Сталин. Аайй!.. (Егорову.) Я, конечно, не специалист в финансовых делах, но мне кажется, что за такую пьесу надо заплатить тысяч пятьдесят. Что? Шестьдесят? Ну что ж, платите, платите! (Мише.) Ну, вот видишь, а ты говорил…
О связи фольклора, сказки, сна и сталинской были Мандельштам «намекает» в стихотворении 1935 года «День стоял о пяти головах»:
Сон был больше, чем слух, слух был старше, чем сон…
Сухомятная русская сказка, деревянная ложка, ау!
Где вы, трое славных ребят из железных ворот ГПУ?
Только вот у Мандельштама сцена со «сбродом тонкошеих вождей», в отличие от сцены с шайкой Онегина или анекдотов Булгакова, не фантазия или ирония, это, скорее карикатура‐плакат: Сталин выглядит чудищем с пальцами, как черви, и тараканьими глазищами‐усищами. Но и такое отталкивающее описание не помешало Фазилю Искандеру высказать интересное предположение, что Сталину такой образ мог понравиться, поскольку излучает силу.

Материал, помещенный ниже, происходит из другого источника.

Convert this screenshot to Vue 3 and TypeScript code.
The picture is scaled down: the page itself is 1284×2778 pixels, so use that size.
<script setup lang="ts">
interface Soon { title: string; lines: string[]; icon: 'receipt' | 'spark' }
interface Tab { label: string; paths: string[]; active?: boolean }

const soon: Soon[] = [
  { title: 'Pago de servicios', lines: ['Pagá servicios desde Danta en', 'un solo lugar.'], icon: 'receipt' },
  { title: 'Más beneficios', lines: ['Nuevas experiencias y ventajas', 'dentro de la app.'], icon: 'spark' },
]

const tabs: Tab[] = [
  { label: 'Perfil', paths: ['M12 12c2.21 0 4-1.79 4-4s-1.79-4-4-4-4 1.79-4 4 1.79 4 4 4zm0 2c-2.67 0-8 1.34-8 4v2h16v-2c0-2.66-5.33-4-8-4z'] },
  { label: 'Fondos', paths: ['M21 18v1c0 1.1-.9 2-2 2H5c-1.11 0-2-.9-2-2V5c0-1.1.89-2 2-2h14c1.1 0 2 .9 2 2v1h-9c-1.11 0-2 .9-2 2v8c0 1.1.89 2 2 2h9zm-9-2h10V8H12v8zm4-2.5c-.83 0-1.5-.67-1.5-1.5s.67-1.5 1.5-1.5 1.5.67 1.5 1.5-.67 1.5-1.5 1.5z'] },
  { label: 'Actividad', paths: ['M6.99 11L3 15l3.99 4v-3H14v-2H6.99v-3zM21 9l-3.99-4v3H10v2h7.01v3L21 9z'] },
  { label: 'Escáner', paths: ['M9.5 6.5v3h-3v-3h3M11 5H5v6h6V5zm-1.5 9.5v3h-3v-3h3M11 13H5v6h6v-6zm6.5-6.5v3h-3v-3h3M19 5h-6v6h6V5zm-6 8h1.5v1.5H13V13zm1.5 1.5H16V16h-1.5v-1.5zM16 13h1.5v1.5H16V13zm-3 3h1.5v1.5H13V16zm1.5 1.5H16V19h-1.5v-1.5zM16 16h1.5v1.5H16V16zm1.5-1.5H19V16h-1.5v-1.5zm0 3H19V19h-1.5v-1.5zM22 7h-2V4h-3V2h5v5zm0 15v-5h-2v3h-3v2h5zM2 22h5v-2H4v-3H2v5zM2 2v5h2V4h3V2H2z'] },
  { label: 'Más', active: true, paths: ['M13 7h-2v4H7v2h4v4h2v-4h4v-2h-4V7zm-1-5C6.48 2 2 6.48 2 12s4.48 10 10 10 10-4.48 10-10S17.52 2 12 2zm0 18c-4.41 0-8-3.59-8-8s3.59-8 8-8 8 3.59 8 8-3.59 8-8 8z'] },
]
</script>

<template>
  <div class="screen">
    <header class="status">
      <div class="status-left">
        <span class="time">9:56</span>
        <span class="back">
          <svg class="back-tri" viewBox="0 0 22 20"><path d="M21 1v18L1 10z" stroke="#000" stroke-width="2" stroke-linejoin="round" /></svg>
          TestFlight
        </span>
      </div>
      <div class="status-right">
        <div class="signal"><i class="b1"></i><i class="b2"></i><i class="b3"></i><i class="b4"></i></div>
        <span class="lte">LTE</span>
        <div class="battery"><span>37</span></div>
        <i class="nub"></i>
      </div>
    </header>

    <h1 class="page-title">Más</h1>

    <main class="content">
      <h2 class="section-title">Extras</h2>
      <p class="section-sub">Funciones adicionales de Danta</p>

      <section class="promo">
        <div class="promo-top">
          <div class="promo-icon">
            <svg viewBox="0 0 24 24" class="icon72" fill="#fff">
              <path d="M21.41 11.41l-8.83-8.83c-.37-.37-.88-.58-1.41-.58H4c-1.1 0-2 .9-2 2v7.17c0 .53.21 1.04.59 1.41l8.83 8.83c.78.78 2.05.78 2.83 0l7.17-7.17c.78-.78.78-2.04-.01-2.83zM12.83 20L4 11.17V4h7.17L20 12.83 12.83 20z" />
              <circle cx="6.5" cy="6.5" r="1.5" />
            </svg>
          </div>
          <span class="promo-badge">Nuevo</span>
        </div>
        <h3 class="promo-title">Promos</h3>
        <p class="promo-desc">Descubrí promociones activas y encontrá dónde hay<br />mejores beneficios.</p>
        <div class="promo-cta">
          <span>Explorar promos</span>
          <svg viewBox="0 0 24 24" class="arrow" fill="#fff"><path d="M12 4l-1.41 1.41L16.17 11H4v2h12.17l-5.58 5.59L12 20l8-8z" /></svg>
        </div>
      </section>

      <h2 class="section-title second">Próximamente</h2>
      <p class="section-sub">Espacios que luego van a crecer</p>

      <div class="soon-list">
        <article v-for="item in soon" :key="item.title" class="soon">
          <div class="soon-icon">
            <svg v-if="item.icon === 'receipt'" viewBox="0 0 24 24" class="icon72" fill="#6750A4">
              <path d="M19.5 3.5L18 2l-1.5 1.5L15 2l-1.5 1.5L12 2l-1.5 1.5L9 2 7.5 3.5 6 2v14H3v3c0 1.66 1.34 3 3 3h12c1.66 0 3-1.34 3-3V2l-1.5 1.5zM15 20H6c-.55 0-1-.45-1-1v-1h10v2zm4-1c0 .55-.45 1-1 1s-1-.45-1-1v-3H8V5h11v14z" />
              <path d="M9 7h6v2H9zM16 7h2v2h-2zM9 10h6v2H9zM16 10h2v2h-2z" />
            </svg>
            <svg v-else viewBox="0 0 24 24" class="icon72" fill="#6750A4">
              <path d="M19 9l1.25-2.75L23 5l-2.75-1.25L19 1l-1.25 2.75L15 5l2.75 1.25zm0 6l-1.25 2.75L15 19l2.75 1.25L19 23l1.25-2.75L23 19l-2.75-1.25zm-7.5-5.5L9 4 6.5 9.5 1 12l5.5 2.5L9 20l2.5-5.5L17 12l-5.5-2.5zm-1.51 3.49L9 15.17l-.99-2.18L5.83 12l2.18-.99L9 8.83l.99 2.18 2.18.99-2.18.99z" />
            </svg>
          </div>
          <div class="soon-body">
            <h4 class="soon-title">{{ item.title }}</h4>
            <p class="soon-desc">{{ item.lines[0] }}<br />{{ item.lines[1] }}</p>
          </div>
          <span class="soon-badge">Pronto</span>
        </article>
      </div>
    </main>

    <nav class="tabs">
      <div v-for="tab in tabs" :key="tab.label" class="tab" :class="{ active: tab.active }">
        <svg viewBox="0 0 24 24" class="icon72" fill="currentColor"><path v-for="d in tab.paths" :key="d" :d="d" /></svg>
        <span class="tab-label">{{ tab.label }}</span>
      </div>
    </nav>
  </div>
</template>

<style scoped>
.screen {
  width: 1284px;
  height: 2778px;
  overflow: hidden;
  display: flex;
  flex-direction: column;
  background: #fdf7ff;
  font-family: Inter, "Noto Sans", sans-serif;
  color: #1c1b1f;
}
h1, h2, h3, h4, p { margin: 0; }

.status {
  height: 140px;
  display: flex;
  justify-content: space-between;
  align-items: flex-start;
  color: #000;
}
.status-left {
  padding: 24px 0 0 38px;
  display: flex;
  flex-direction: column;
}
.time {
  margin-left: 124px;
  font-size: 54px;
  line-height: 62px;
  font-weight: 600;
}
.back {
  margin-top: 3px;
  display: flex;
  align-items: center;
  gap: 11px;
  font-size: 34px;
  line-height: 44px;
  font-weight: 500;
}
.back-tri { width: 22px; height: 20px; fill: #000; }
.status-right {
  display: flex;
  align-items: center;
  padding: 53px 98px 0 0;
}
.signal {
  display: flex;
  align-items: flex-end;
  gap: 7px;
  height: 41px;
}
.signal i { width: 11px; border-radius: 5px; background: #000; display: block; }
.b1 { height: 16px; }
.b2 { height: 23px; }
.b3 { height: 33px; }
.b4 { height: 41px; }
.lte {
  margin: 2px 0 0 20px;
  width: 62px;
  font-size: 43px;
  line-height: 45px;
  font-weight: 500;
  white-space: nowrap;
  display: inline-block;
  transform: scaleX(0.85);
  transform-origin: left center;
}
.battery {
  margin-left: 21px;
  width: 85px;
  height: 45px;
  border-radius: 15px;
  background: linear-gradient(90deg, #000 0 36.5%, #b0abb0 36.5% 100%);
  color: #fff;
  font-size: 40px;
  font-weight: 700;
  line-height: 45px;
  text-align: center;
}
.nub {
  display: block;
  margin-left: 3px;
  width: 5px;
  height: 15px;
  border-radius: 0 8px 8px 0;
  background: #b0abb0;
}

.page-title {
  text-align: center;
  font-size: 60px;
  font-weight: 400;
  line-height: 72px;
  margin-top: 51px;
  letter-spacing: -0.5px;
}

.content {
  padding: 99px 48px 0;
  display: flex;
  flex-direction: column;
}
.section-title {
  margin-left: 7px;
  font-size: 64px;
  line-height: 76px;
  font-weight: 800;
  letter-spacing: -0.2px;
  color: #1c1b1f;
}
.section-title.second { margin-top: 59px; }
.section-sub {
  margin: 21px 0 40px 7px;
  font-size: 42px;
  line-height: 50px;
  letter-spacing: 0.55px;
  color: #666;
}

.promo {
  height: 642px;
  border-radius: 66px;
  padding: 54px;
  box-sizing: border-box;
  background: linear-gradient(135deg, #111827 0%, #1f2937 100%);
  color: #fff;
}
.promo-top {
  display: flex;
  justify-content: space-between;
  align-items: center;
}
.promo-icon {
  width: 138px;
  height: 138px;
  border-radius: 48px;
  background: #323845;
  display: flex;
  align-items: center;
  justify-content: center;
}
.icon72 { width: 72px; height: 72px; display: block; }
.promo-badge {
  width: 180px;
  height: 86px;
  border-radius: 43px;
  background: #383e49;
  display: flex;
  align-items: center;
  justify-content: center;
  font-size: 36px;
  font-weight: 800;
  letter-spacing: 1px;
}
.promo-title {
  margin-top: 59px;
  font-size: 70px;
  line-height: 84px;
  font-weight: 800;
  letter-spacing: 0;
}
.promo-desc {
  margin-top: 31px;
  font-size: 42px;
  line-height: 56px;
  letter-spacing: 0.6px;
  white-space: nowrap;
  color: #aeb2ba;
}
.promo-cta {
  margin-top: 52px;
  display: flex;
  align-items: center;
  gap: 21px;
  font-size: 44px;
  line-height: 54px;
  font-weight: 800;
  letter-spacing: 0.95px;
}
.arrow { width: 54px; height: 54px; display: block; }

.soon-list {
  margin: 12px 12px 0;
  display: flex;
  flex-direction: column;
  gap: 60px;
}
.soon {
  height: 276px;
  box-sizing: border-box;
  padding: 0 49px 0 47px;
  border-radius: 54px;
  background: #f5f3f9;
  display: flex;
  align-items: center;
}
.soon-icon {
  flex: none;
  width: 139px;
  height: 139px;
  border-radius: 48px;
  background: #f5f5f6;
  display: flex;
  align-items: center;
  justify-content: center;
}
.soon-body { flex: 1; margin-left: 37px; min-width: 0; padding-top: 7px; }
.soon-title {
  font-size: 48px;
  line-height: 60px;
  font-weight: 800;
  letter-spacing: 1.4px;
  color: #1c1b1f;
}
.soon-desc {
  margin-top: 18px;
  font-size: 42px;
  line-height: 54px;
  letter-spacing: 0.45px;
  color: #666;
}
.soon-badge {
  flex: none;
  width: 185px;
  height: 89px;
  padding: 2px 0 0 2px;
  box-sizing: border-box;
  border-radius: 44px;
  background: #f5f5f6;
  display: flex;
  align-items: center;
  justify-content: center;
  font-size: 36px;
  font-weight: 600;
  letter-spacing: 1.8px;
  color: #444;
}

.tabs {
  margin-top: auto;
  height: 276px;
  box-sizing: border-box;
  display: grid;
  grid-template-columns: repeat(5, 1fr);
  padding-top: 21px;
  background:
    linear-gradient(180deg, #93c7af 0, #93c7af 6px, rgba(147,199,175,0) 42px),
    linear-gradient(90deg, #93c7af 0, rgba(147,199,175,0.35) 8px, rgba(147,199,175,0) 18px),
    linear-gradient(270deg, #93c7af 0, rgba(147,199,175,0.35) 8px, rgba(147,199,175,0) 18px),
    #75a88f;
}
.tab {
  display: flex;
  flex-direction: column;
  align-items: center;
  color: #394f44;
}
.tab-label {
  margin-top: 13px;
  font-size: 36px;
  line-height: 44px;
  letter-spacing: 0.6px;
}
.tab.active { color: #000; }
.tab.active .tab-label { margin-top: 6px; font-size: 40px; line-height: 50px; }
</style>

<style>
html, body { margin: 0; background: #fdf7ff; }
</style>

Интересен в этом плане документ из архива ОГПУ, который приводит в своей работе Игорь Волгин. Это анонимное сообщение одного из информаторов: «В литературных и интеллигентских кругах, – элегически начинает безымянный автор, – очень много разговоров по поводу письма Булгакова». И продолжает о Сталине: «Ведь не было, кажется, имени, вокруг которого не сплелось больше всего злобы, мнения как о фанатике, который ведет к гибели страну, которого считают виновником всех наших несчастий и т.п., как о каком‐то кровожадном существе, сидящем за стенами Кремля». Донесение завершается таким образом: «А главное, говорят о нем, что Сталин совсем ни при чем в разрухе. Он ведет правильную политику, а вокруг него сволочь. Эта сволочь и затравила Булгакова, одного из самых талантливых советских писателей. На травле Булгакова делали карьеру разные литературные негодяи, и теперь Сталин дал им щелчок по носу. Нужно сказать, что популярность Сталина приняла просто необычайную форму. Такое впечатление, – словно прорвалась плотина и все вокруг увидели подлинное лицо тов. Сталина. О нем говорят тепло и любовно, пересказывая на разные лады легендарную историю с Булгаковым».